* What is required
Copy exactly, and only, the lines below from the first through the one containing "let selected = $state(functions[2]);", both included; pictures are omitted.

* Data provided
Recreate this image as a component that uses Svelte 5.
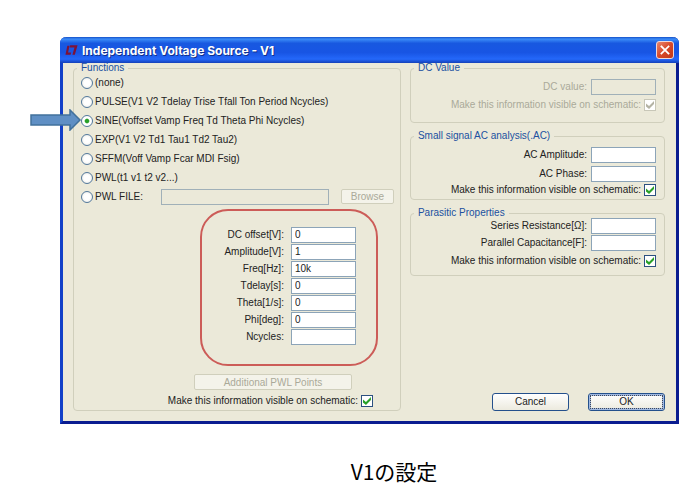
<script>
    const functions = [
        "(none)",
        "PULSE(V1 V2 Tdelay Trise Tfall Ton Period Ncycles)",
        "SINE(Voffset Vamp Freq Td Theta Phi Ncycles)",
        "EXP(V1 V2 Td1 Tau1 Td2 Tau2)",
        "SFFM(Voff Vamp Fcar MDI Fsig)",
        "PWL(t1 v1 t2 v2...)",
        "PWL FILE:",
    ];

    let selected = $state(functions[2]);

    let params = $state([
        { label: "DC offset[V]:", value: "0" },
        { label: "Amplitude[V]:", value: "1" },
        { label: "Freq[Hz]:", value: "10k" },
        { label: "Tdelay[s]:", value: "0" },
        { label: "Theta[1/s]:", value: "0" },
        { label: "Phi[deg]:", value: "0" },
        { label: "Ncycles:", value: "" },
    ]);
</script>

{#snippet visibleCheck(disabled = false)}
    <label class="visible-check" class:disabled>
        Make this information visible on schematic:
        <input type="checkbox" checked {disabled} />
    </label>
{/snippet}

{#snippet textField(label, disabled = false)}
    <label class="field" class:disabled>
        {label}
        <input type="text" {disabled} />
    </label>
{/snippet}

<main>
    <div class="dialog" role="dialog" aria-labelledby="dialog-title">
        <header>
            <svg class="logo" aria-hidden="true" viewBox="0 0 14 12">
                <path
                    d="M2.5 1.5 L0.5 11 H6 L6.6 8.8 H3.3 L4.9 1.5 Z M5.6 1 H13.5 L10.6 11 H8 L10.2 3.2 H5 Z"
                    fill="#7d1238"
                />
            </svg>
            <h1 id="dialog-title">Independent Voltage Source - V1</h1>
            <button class="close" aria-label="Close">
                <svg aria-hidden="true" viewBox="0 0 18 18">
                    <path
                        d="M5 5 L13 13 M13 5 L5 13"
                        stroke="white"
                        stroke-width="2"
                        stroke-linecap="square"
                    />
                </svg>
            </button>
        </header>

        <div class="body">
            <fieldset class="functions">
                <legend>Functions</legend>
                {#each functions as name, i}
                    <div class="function">
                        <label>
                            <input
                                type="radio"
                                name="function"
                                value={name}
                                bind:group={selected}
                            />
                            {name}
                        </label>
                        {#if i == functions.length - 1}
                            <input
                                type="text"
                                class="file"
                                aria-label="PWL file"
                                disabled
                            />
                            <button class="browse" disabled>Browse</button>
                        {/if}
                    </div>
                {/each}

                <div class="params">
                    {#each params as param}
                        <label class="field">
                            {param.label}
                            <input type="text" bind:value={param.value} />
                        </label>
                    {/each}
                </div>

                <button class="points" disabled>Additional PWL Points</button>
                {@render visibleCheck()}
            </fieldset>

            <div class="side">
                <fieldset class="dc">
                    <legend>DC Value</legend>
                    {@render textField("DC value:", true)}
                    {@render visibleCheck(true)}
                </fieldset>
                <fieldset class="ac">
                    <legend>Small signal AC analysis(.AC)</legend>
                    {@render textField("AC Amplitude:")}
                    {@render textField("AC Phase:")}
                    {@render visibleCheck()}
                </fieldset>
                <fieldset class="parasitic">
                    <legend>Parasitic Properties</legend>
                    {@render textField("Series Resistance[Ω]:")}
                    {@render textField("Parallel Capacitance[F]:")}
                    {@render visibleCheck()}
                </fieldset>
                <footer>
                    <button class="action">Cancel</button>
                    <button class="action default">OK</button>
                </footer>
            </div>
        </div>

        <svg class="pointer" aria-hidden="true" viewBox="0 0 52 22">
            <path
                d="M1 6 H40 V1 L50 11 L40 21 V16 H1 Z"
                fill="#5f8fc4"
                stroke="#41719c"
                stroke-width="1.5"
            />
        </svg>
    </div>

    <p class="caption">V1の設定</p>
</main>

<style>
    :global(body) {
        margin: 0;
        background: white;
    }

    main {
        padding: 37px 14px 0 60px;
        font-family: "Liberation Sans", Arial, sans-serif;
        font-size: 10px;
        line-height: 16px;
        color: #222;
    }

    .dialog {
        position: relative;
        border: 3px solid #1240c8;
        border-top: 0;
        border-right-color: #0a1c90;
        border-bottom-color: #0a1c90;
        border-radius: 6px 6px 0 0;
        background: #ebe9d9;
    }

    header {
        display: flex;
        align-items: center;
        height: 26px;
        margin: 0 -3px;
        padding: 0 5px;
        box-sizing: border-box;
        border-radius: 6px 6px 0 0;
        background: linear-gradient(
            #1450c8,
            #3c8cf8 8%,
            #1858e0 24%,
            #1855e4 60%,
            #2468fa 85%,
            #1440b8
        );
    }

    .logo {
        width: 13px;
        height: 12px;
    }

    h1 {
        flex: 1;
        margin: 0 0 0 4px;
        padding-top: 2px;
        font-family: Inter, sans-serif;
        font-size: 12px;
        color: white;
        text-shadow: 1px 1px #10308c;
    }

    button,
    input {
        box-sizing: border-box;
        margin: 0;
        padding: 0;
        font: inherit;
        color: inherit;
    }

    .close {
        width: 18px;
        height: 18px;
        border: 1px solid #f0d8d8;
        border-radius: 3px;
        background: linear-gradient(135deg, #e88870, #d84828 50%, #c03818);
    }

    .close svg {
        display: block;
        width: 16px;
        height: 16px;
    }

    .body {
        display: grid;
        grid-template-columns: 9fr 7fr;
        gap: 9px;
        padding: 0 11px 10px 10px;
    }

    fieldset {
        min-width: 0;
        margin: 0;
        padding: 0 8px 0 3px;
        border: 1px solid #d0cfbc;
        border-radius: 4px;
    }

    legend {
        padding: 0 4px;
        line-height: 10px;
        color: #2050a0;
    }

    .functions {
        padding: 0 6px 1px 3px;
    }

    .function {
        display: flex;
        align-items: center;
        height: 19px;
        padding-left: 4px;
    }

    .function label {
        display: flex;
        align-items: center;
        gap: 2px;
        white-space: nowrap;
    }

    input[type="radio"] {
        appearance: none;
        width: 12px;
        height: 12px;
        border: 1px solid #52789c;
        border-radius: 50%;
        background: radial-gradient(#fff 40%, #e4e4dc);
    }

    input[type="radio"]:checked {
        background: radial-gradient(#28a028 25%, #fff 40%);
    }

    input[type="text"] {
        width: 65px;
        height: 16px;
        padding: 0 3px;
        border: 1px solid #8ca4b8;
        background: white;
    }

    input[type="text"]:disabled {
        background: transparent;
        border-color: #a0b0b8;
    }

    input.file {
        width: 168px;
        margin-left: auto;
    }

    .browse {
        width: 53px;
        height: 15px;
        margin-left: 12px;
    }

    button:disabled {
        border: 1px solid #d0cfbc;
        border-radius: 2px;
        background: #f4f3ea;
        line-height: 13px;
        color: #aaa999;
    }

    .field,
    .visible-check {
        display: flex;
        align-items: center;
        justify-content: flex-end;
        gap: 4px;
        white-space: nowrap;
    }

    .visible-check {
        gap: 3px;
    }

    .disabled {
        color: #aaa999;
    }

    .params {
        display: flex;
        flex-direction: column;
        gap: 1px;
        width: 178px;
        margin: 3px 16px 0 auto;
        padding: 16px 20px 19px 0;
        box-sizing: border-box;
        border: 2px solid #cc5c58;
        border-radius: 28px;
    }

    .params .field {
        gap: 7px;
    }

    .points {
        display: block;
        width: 158px;
        height: 16px;
        margin: 8px 42px 3px auto;
    }

    .functions .visible-check {
        margin-right: 21px;
    }

    input[type="checkbox"] {
        appearance: none;
        display: grid;
        place-content: center;
        width: 12px;
        height: 12px;
        border: 1px solid #2c5080;
        background: white;
    }

    input[type="checkbox"]::before {
        content: "";
        width: 8px;
        height: 8px;
        background: #28a028;
        clip-path: polygon(0 30%, 38% 62%, 100% 0, 100% 38%, 38% 100%, 0 68%);
    }

    input[type="checkbox"]:disabled {
        border-color: #c8c7b8;
    }

    input[type="checkbox"]:disabled::before {
        background: #b4b3a4;
    }

    .side {
        display: flex;
        flex-direction: column;
    }

    .dc {
        padding-top: 6px;
        padding-bottom: 9px;
    }

    .dc .visible-check {
        margin-top: 2px;
    }

    .ac {
        margin-top: 8px;
        padding-top: 6px;
        padding-bottom: 1px;
    }

    .ac .field + .field {
        margin-top: 3px;
    }

    .parasitic {
        margin-top: 8px;
        padding-bottom: 6px;
    }

    .parasitic .field + .field {
        margin-top: 1px;
    }

    .parasitic .visible-check {
        margin-top: 2px;
    }

    footer {
        display: flex;
        justify-content: flex-end;
        gap: 19px;
        margin-top: auto;
    }

    .action {
        width: 77px;
        height: 18px;
        border: 1px solid #24508c;
        border-radius: 3px;
        background: linear-gradient(#fff, #eceade);
        line-height: 14px;
    }

    .default {
        box-shadow: inset 0 0 0 2px #a0b8e0;
        outline: 1px dotted #404858;
        outline-offset: -3px;
    }

    .pointer {
        position: absolute;
        top: 72px;
        left: -33px;
        width: 52px;
        height: 22px;
    }

    .caption {
        margin: 31px 0 0;
        padding-left: 49px;
        font-family: "Noto Sans CJK JP", sans-serif;
        font-size: 21px;
        line-height: 32px;
        text-align: center;
        color: black;
    }
</style>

* Answer
Recreate this image as a component that uses Svelte 5.
<script>
    const functions = [
        "(none)",
        "PULSE(V1 V2 Tdelay Trise Tfall Ton Period Ncycles)",
        "SINE(Voffset Vamp Freq Td Theta Phi Ncycles)",
        "EXP(V1 V2 Td1 Tau1 Td2 Tau2)",
        "SFFM(Voff Vamp Fcar MDI Fsig)",
        "PWL(t1 v1 t2 v2...)",
        "PWL FILE:",
    ];

    let selected = $state(functions[2]);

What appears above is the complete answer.